Community Supported Art

Earlier this year, I was invited to participate in the PDX-CSA program. The spirit of it is why I agreed: it offers affordably-priced original artwork at the concept stage, meant to encourage aspiring and nascent art collectors to invest (their reward being not only the finished art, but following along as the artists create the work), while offering artists a measure of financial security for their project yet preserving their creative autonomy (unlike most private commissions).

The individual projects are all priced at $175 or less, while “pairings” (related yet independent work by two simpatico artists) offer the opportunity to purchase two projects at a small (around 10%) discount: an instant collection.

I proposed small gouache pantings, in the manner of the Polygons series, focused around Portland’s Forest Park. $175 is probably the least anyone will ever pay for one of my original paintings, making the individual buy a great deal – and the pairing with Alyson Provax even better. I’ve long admired her work, and I’m thrilled by the chance to share ideas, influences, and hikes through our famed city wilderness.

Pre-buy now through April 16, 2017.

Heather Lee Birdsong and Alyson Provax, PDX CSA artist pairing.
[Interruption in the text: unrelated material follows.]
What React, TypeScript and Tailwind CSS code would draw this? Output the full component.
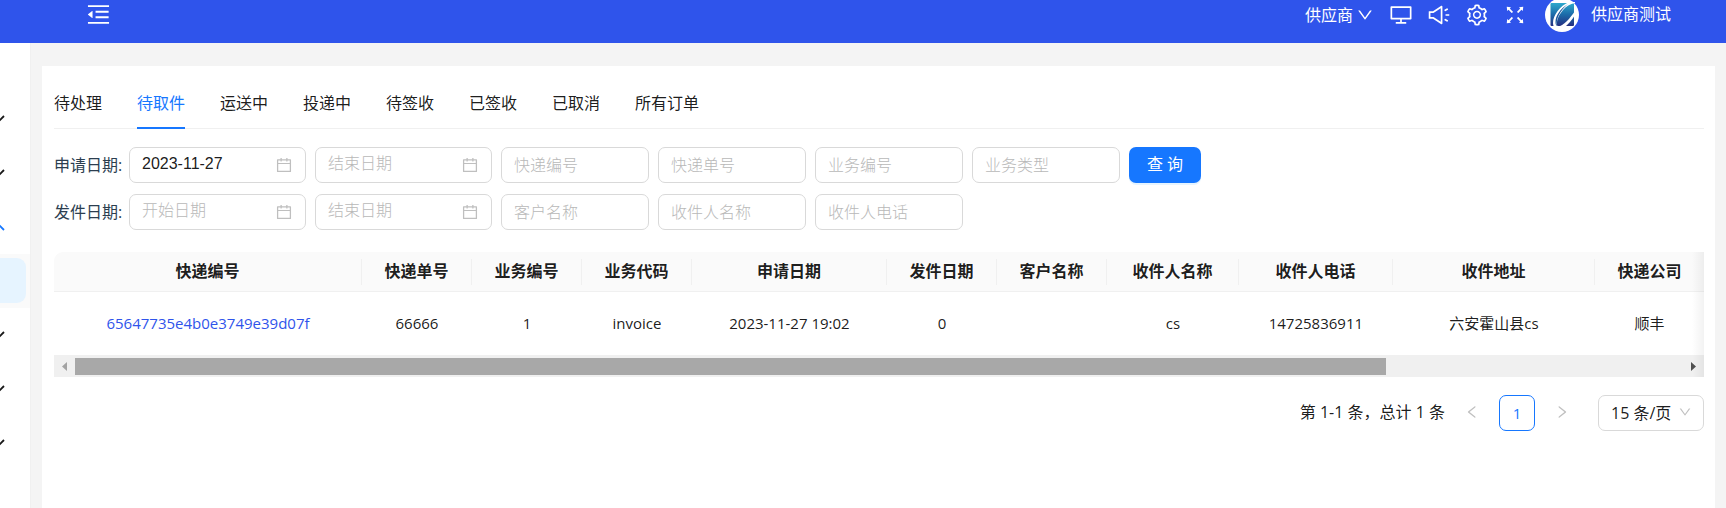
import type { ReactNode } from "react";
import {
  AiOutlineCalendar,
  AiOutlineDesktop,
  AiOutlineDown,
  AiOutlineFullscreen,
  AiOutlineLeft,
  AiOutlineMenuFold,
  AiOutlineRight,
  AiOutlineSetting,
  AiOutlineSound,
} from "react-icons/ai";

const tabs = ["待处理", "待取件", "运送中", "投递中", "待签收", "已签收", "已取消", "所有订单"];

const columns = [
  { title: "快递编号", value: "65647735e4b0e3749e39d07f", width: 308 },
  { title: "快递单号", value: "66666", width: 110 },
  { title: "业务编号", value: "1", width: 110 },
  { title: "业务代码", value: "invoice", width: 110 },
  { title: "申请日期", value: "2023-11-27 19:02", width: 195 },
  { title: "发件日期", value: "0", width: 110 },
  { title: "客户名称", value: "", width: 110 },
  { title: "收件人名称", value: "cs", width: 132 },
  { title: "收件人电话", value: "14725836911", width: 154 },
  { title: "收件地址", value: "六安霍山县cs", width: 202 },
  { title: "快递公司", value: "顺丰", width: 109 },
];
const totalWidth = columns.reduce((sum, c) => sum + c.width, 0);

function Logo() {
  return (
    <svg viewBox="0 0 34 34" className="size-[34px] shrink-0" aria-hidden="true">
      <defs>
        <linearGradient id="logo" x1="0" y1="0" x2="0" y2="1">
          <stop offset="0" stopColor="#2fa9cc" />
          <stop offset="0.5" stopColor="#1b6ba9" />
          <stop offset="1" stopColor="#252f80" />
        </linearGradient>
      </defs>
      <circle cx="17" cy="17" r="17" fill="#fff" />
      <rect x="5.5" y="5" width="23.5" height="23" rx="1" fill="url(#logo)" />
      <path d="M30 4 H24 C15 8 8 17 8 25 C8 29 10 31 14 30 C10 27 12 19 18 12 C21 8.500 25 6 30 5 Z" fill="#fff" />
      <path d="M23 6 C15 11 10.500 18 10.500 24 C10.500 26 11 27.500 12 28 C10.500 22 15 12 23 6 Z" fill="#1f5a9c" />
      <path d="M12 29 C19 28 25 20 30 13 L30 17 C27 22 23 27 18 30 Z" fill="#fff" />
    </svg>
  );
}

function MenuArrow({ open = false }: { open?: boolean }) {
  return (
    <div className="flex h-[54px] items-center">
      <svg
        viewBox="0 0 12 8"
        className={open ? "-ml-[7px] h-2 w-3 shrink-0 text-[#1677ff]" : "-ml-[7px] h-2 w-3 shrink-0 text-black/90"}
        fill="none"
        stroke="currentColor"
        strokeWidth="1.8"
        aria-hidden="true"
      >
        <path d={open ? "M1 7 L6 2 L11 7" : "M1 1 L6 6 L11 1"} />
      </svg>
    </div>
  );
}

const fieldText = "text-base text-black/90 placeholder:text-[#b8b8b8] placeholder:font-light outline-none";

function DateField({ label, placeholder, value }: { label: string; placeholder: string; value?: string }) {
  return (
    <div className="flex h-9 w-[177px] items-center rounded-[7px] border border-[#d9d9d9] px-3">
      <input
        aria-label={label}
        placeholder={placeholder}
        defaultValue={value}
        className={"min-w-0 flex-1 pb-[3px] font-['Liberation_Sans','Noto_Sans_CJK_SC',sans-serif] " + fieldText}
      />
      <AiOutlineCalendar className="size-[18px] shrink-0 text-[#bfbfbf]" />
    </div>
  );
}

function TextField({ name }: { name: string }) {
  return (
    <input
      aria-label={name}
      placeholder={name}
      className={"h-9 w-[148px] rounded-[7px] border border-[#d9d9d9] px-3 " + fieldText}
    />
  );
}

function Row({ label, children }: { label: string; children: ReactNode }) {
  return (
    <div role="group" aria-label={label} className="flex items-center">
      <span className="w-[75px] shrink-0 whitespace-nowrap text-[#2c3e50]">{label}:</span>
      <div className="flex gap-[9px]">{children}</div>
    </div>
  );
}

export default function App() {
  return (
    <div className="flex h-screen flex-col overflow-hidden bg-[#f4f4f4] font-['Open_Sans','Noto_Sans_CJK_SC',sans-serif] text-base text-black/90">
      <header className="h-[43px] shrink-0 bg-[#2f54eb] pr-[55px] pl-[85px] text-white">
        <div className="flex h-[29px] items-center justify-between">
          <button type="button" aria-label="收起菜单">
            <AiOutlineMenuFold className="size-[27px]" />
          </button>
          <div className="flex items-center">
            <button type="button" className="mr-[15px] flex items-center gap-[3px]">
              供应商
              <AiOutlineDown className="size-[18px]" />
            </button>
            <div className="mr-[18px] flex items-center gap-[14px]">
              <button type="button" aria-label="桌面"><AiOutlineDesktop className="size-6" /></button>
              <button type="button" aria-label="消息"><AiOutlineSound className="size-6" /></button>
              <button type="button" aria-label="设置"><AiOutlineSetting className="size-6" /></button>
              <button type="button" aria-label="全屏"><AiOutlineFullscreen className="size-6" /></button>
            </div>
            <a href="#user" className="flex items-center gap-3">
              <Logo />
              <span className="pb-0.5">供应商测试</span>
            </a>
          </div>
        </div>
      </header>

      <div className="flex min-h-0 flex-1">
        <aside className="w-[31px] shrink-0 overflow-hidden border-r border-[#f0f0f0] bg-white pt-[49px]">
          <MenuArrow />
          <MenuArrow />
          <MenuArrow open />
          <div className="h-[54px] bg-[#fafafa] pt-1 pr-1 pb-[5px]">
            <div className="h-full rounded-r-[9px] bg-[#e6f4ff]" />
          </div>
          <MenuArrow />
          <MenuArrow />
          <MenuArrow />
        </aside>

        <main className="mt-[23px] mr-[11px] ml-[11px] min-w-0 flex-1 bg-white pt-[18px] pr-[11px] pl-3">
          <nav className="flex gap-[35px] border-b border-[#f0f0f0]">
            {tabs.map((tab) => (
              <button
                key={tab}
                type="button"
                className={
                  tab === "待取件"
                    ? "-mb-px h-[45px] border-b-2 border-[#1677ff] pb-1.5 text-[#1677ff]"
                    : "-mb-px h-[45px] border-b-2 border-transparent pb-1.5"
                }
              >
                {tab}
              </button>
            ))}
          </nav>

          <form className="mt-[18px] flex flex-col gap-[11px]" onSubmit={(e) => e.preventDefault()}>
            <Row label="申请日期">
              <DateField label="申请开始日期" placeholder="开始日期" value="2023-11-27" />
              <DateField label="申请结束日期" placeholder="结束日期" />
              <TextField name="快递编号" />
              <TextField name="快递单号" />
              <TextField name="业务编号" />
              <TextField name="业务类型" />
              <button type="submit" className="h-9 w-[72px] rounded-[7px] bg-[#1677ff] pb-0.5 text-white shadow-[0_2px_0_rgba(5,145,255,0.1)]">
                查 询
              </button>
            </Row>
            <Row label="发件日期">
              <DateField label="发件开始日期" placeholder="开始日期" />
              <DateField label="发件结束日期" placeholder="结束日期" />
              <TextField name="客户名称" />
              <TextField name="收件人名称" />
              <TextField name="收件人电话" />
            </Row>
          </form>

          <div className="relative mt-[22px] overflow-hidden rounded-tl-[9px]">
            <table className="w-full table-fixed border-separate border-spacing-0 text-center">
              <colgroup>
                {columns.map((c) => (
                  <col key={c.title} style={{ width: `${(c.width / totalWidth) * 100}%` }} />
                ))}
              </colgroup>
              <thead>
                <tr className="h-10 bg-[#fafafa]">
                  {columns.map((c, i) => (
                    <th key={c.title} className="border-b border-[#f0f0f0] p-0 font-bold">
                      <div className={i < columns.length - 1 ? "h-[26px] border-r border-[#f0f0f0] leading-6" : "h-[26px] leading-6"}>
                        {c.title}
                      </div>
                    </th>
                  ))}
                </tr>
              </thead>
              <tbody>
                <tr className="h-[63px] text-[15px]">
                  {columns.map((c, i) => (
                    <td key={c.title} className="p-0">
                      {i === 0 ? <a href="#detail" className="text-[#2f54eb]">{c.value}</a> : c.value}
                    </td>
                  ))}
                </tr>
              </tbody>
            </table>
            <div className="flex h-[22px] items-center bg-[#f0f0f0]">
              <svg viewBox="0 0 21 22" className="h-[22px] w-[21px] shrink-0 fill-[#a3a3a3]" aria-hidden="true">
                <path d="M13 7 V16 L8 11.5 Z" />
              </svg>
              <div className="h-[17px] flex-1">
                <div className="h-full w-[81.5%] bg-[#a8a8a8]" />
              </div>
              <svg viewBox="0 0 21 22" className="h-[22px] w-[21px] shrink-0 fill-[#505050]" aria-hidden="true">
                <path d="M8 7 V16 L13 11.5 Z" />
              </svg>
            </div>
            <div className="pointer-events-none absolute inset-y-0 right-0 w-3 bg-linear-to-l from-black/5 to-transparent" />
          </div>

          <div className="mt-[18px] flex items-center justify-end gap-[9px]">
            <span className="pb-0.5">第 1-1 条，总计 1 条</span>
            <button type="button" aria-label="上一页" className="flex size-9 items-center justify-center pb-0.5 text-black/25">
              <AiOutlineLeft className="size-4" />
            </button>
            <button type="button" className="size-9 rounded-[7px] border border-[#1677ff] text-[15px] text-[#1677ff]">1</button>
            <button type="button" aria-label="下一页" className="flex size-9 items-center justify-center pb-0.5 text-black/25">
              <AiOutlineRight className="size-4" />
            </button>
            <div className="relative ml-[9px]">
              <select aria-label="每页条数" className="h-9 w-[106px] appearance-none rounded-[7px] border border-[#d9d9d9] bg-white pl-3">
                <option>15 条/页</option>
              </select>
              <AiOutlineDown className="pointer-events-none absolute top-2.5 right-3 size-[14px] text-black/25" />
            </div>
          </div>
        </main>
      </div>
    </div>
  );
}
Polygons Process: Sketchbook to Sketchup to Substrate

The sketches I make when preparing a new Polygons painting look simple, but it takes quite a bit of time to draw each form. I draw, erase, redraw, making smaller and smaller movements as I get closer to what feels right. The way they lean, the balance of obtuse and sharp angles, the height to width ratios, are all gestures invested with emotional resonance. It is deliberately analogous to the way I think of people: I remember them less from their looks or names, and instead think of people in terms of how they feel – how they inhabit space, the emotional resonance of their interactions. Over time, people who feel similarly begin to blur together in my memory.

Once I’m satisfied with the shapes, I reconstruct them in Sketchup and move them around. This program gives me incredible latitude to play with them, establishing spacial relationships that evoke narrative.

When the drawing is resolved, I redraw the whole scene on a flat, bright piece of hot-pressed paper. The final part, which is often the most difficult, is the color. I probably spend more time mixing than anything else – there are very few out-of-the-tube hues in my work. I like gouache for its flatness and ability to be rewet after it dries on the palette.

I’m not yet sure what color these ones will be. The colors I drop in with Sketchup may establish an overall tone, but they rarely carry over to the actual painting.

New work in polygons

New work in polygons

For the last several weeks I’ve been painting instead of making prints. I was feeling a bit of an itch to paint, it’s true, but the primary factor is that printmaking is difficult to do without the right equipment and supplies – supplies too toxic or messy, and equipment too expensive or cumbersome for a one bedroom apartment with two humans and a graceless cat. Gouache is easier. Cleaner, faster, smaller, lighter.

I think all artists fantasize about possessing endless, or at least very generous, resources that allow for the freedom to create whatever is in our heads. But the reality is that restrictions of time, space, and (mother of all) economics often shape our practices. The years for this struggle are long and arduous: it takes time to build relationships with art dealers, curators, consultants, collectors and institutions. Extraordinary work (we hope) must happen within the most quotidian constraints.

Recognizing the practical limitations I must contend with for now, I began painting in gouache. I thought of them as studies, at first: rough, unfinished little things that I would dream up bigger, better, someday. My partner chided me for calling them studies. “What are they studies of?” he asked. I said something very clever, I’m sure, but I was dissembling. I was afraid to invest in them. What if they didn’t work out? I haven’t painted in years. Shortly after that conversation, I stopped calling them studies.

These six are, I believe, a solid beginning. It’s so satisfying to work serially, to give myself a wide but coherent land to explore. I’m excited to see where these take me – which might be the best and most satisfying way to feel in the creative process.